On the centre's mission, he said, it will provide comprehensive humanitarian care and a safe, temporary shelter to the victims while staying in the UAE.

Last week, a report by the US Department of State said Gulf states are failing to meet international minimum standards to eliminate human trafficking, particularly forced labour, but praised the step being made by the UAE.

Saudi Arabia and Kuwait are still among the worst countries and are not making any significant efforts to improve, the Trafficking in Persons Report 2013 says.

The UAE, Qatar and Oman also do not fully comply with the minimum standards for combating human trafficking, but are making significant efforts to bring themselves into compliance, the report said.

While Bahrain has some measures in place, it has not stepped up its efforts in recent years and the number of people forced into labour in the country remains significantly high, according to the report.

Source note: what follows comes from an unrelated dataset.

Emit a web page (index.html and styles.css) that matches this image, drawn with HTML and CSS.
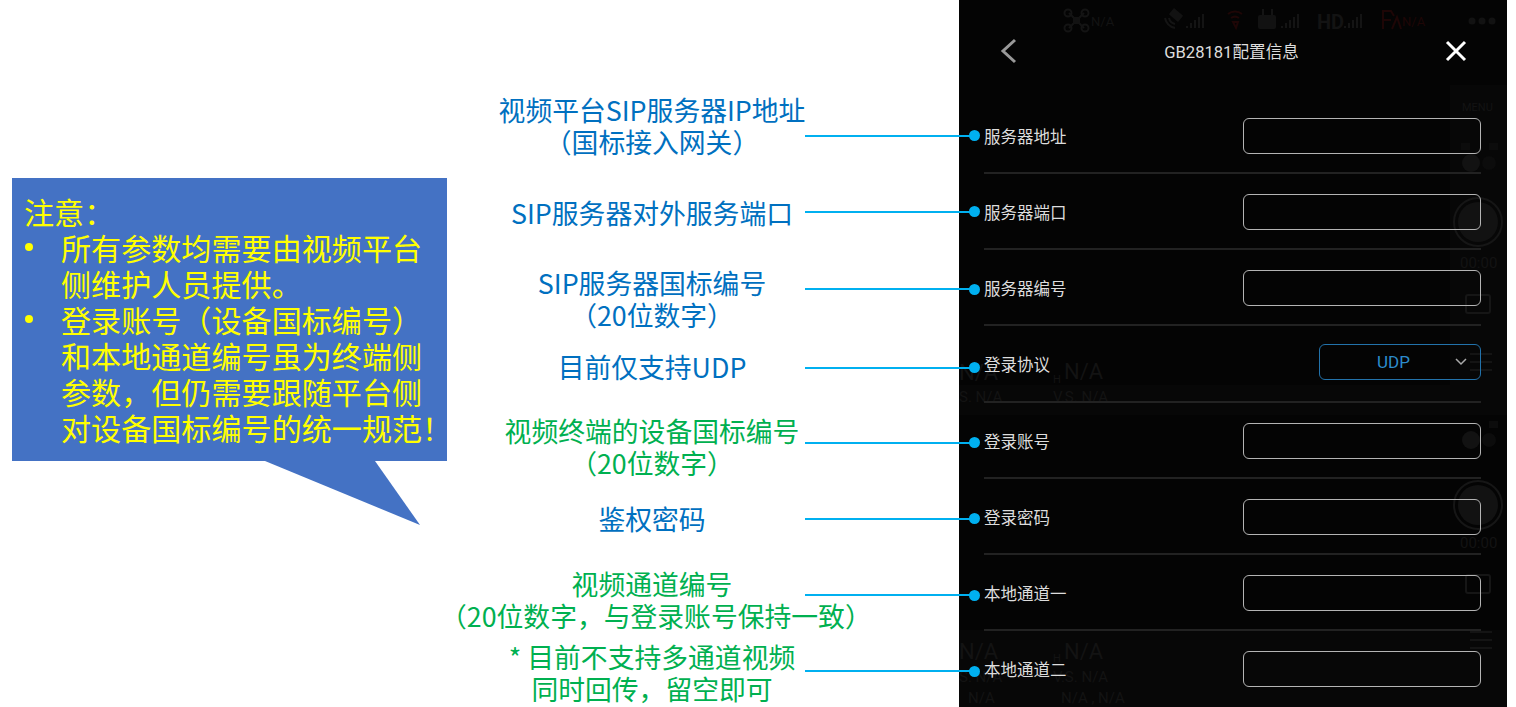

The Gulf states were identified as being key markets for men and women who voluntarily travel from Asian and African countries such as Bangladesh, India, Sri Lanka, Nepal, Pakistan, the Philippines, Indonesia, Sudan, Ethiopia, Kenya, Vietnam, Burma, as domestic workers or low-skilled labourers.

However, once in the Gulf they subsequently face conditions indicative of forced labour, including non-payment of wages, long working hours without rest, deprivation of food, threats, physical and sexual abuse, and restrictions on movement such as the withholding of passports or confinement to the workplace.

The report praised the UAE government for continuing to make anti-trafficking prevention efforts a priority, with anti-trafficking information and education campaigns within the UAE and the embassies and consulates of labour source countries, as well as expanding an awareness-raising advertisement campaign in international airports and the media.

The Ministry of Labour forwarded 405 companies accused of violating the labour law for public prosecution in the past year. In September 2012, a businessman was sentenced to pay almost $1m in fines for paying his workers’ salaries nine months late.